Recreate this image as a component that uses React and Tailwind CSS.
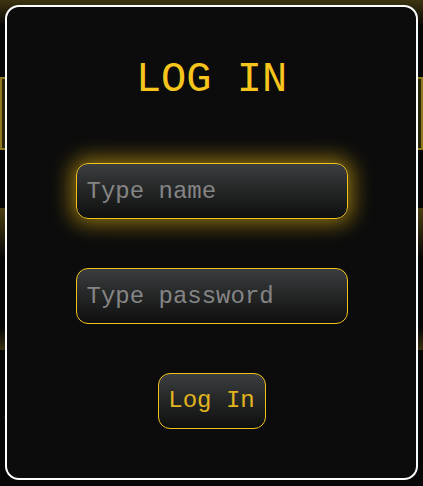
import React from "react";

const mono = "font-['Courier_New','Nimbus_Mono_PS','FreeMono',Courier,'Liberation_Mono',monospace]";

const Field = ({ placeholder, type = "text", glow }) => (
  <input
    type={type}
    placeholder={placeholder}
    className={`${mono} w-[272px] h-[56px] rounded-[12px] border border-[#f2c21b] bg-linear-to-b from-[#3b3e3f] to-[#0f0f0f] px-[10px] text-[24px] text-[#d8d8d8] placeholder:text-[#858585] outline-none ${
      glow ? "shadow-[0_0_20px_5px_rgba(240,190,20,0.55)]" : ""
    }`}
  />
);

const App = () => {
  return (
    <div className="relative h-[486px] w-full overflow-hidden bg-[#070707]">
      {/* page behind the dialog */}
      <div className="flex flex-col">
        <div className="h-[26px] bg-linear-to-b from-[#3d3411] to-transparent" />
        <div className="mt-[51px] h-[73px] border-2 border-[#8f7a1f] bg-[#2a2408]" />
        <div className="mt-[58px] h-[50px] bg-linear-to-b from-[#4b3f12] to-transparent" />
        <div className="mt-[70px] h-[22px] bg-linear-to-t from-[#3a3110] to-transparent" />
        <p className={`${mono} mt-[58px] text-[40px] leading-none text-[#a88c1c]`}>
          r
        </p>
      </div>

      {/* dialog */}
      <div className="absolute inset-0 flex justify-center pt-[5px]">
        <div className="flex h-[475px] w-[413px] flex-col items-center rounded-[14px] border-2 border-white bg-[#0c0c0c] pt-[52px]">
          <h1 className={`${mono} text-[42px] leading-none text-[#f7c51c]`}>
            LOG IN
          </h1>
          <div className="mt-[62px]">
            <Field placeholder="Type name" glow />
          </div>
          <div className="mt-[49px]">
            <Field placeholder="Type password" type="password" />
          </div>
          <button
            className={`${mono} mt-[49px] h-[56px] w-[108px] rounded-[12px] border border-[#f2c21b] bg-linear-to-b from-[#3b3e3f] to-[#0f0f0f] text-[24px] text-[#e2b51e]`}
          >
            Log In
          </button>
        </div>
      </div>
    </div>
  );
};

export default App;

**BRIEF:** Quote the preceding listing precisely and completely, omitting its images.

**EXPECTED OUTPUT:**
Recreate this image as a component that uses React and Tailwind CSS.
import React from "react";

const mono = "font-['Courier_New','Nimbus_Mono_PS','FreeMono',Courier,'Liberation_Mono',monospace]";

const Field = ({ placeholder, type = "text", glow }) => (
  <input
    type={type}
    placeholder={placeholder}
    className={`${mono} w-[272px] h-[56px] rounded-[12px] border border-[#f2c21b] bg-linear-to-b from-[#3b3e3f] to-[#0f0f0f] px-[10px] text-[24px] text-[#d8d8d8] placeholder:text-[#858585] outline-none ${
      glow ? "shadow-[0_0_20px_5px_rgba(240,190,20,0.55)]" : ""
    }`}
  />
);

const App = () => {
  return (
    <div className="relative h-[486px] w-full overflow-hidden bg-[#070707]">
      {/* page behind the dialog */}
      <div className="flex flex-col">
        <div className="h-[26px] bg-linear-to-b from-[#3d3411] to-transparent" />
        <div className="mt-[51px] h-[73px] border-2 border-[#8f7a1f] bg-[#2a2408]" />
        <div className="mt-[58px] h-[50px] bg-linear-to-b from-[#4b3f12] to-transparent" />
        <div className="mt-[70px] h-[22px] bg-linear-to-t from-[#3a3110] to-transparent" />
        <p className={`${mono} mt-[58px] text-[40px] leading-none text-[#a88c1c]`}>
          r
        </p>
      </div>

      {/* dialog */}
      <div className="absolute inset-0 flex justify-center pt-[5px]">
        <div className="flex h-[475px] w-[413px] flex-col items-center rounded-[14px] border-2 border-white bg-[#0c0c0c] pt-[52px]">
          <h1 className={`${mono} text-[42px] leading-none text-[#f7c51c]`}>
            LOG IN
          </h1>
          <div className="mt-[62px]">
            <Field placeholder="Type name" glow />
          </div>
          <div className="mt-[49px]">
            <Field placeholder="Type password" type="password" />
          </div>
          <button
            className={`${mono} mt-[49px] h-[56px] w-[108px] rounded-[12px] border border-[#f2c21b] bg-linear-to-b from-[#3b3e3f] to-[#0f0f0f] text-[24px] text-[#e2b51e]`}
          >
            Log In
          </button>
        </div>
      </div>
    </div>
  );
};

export default App;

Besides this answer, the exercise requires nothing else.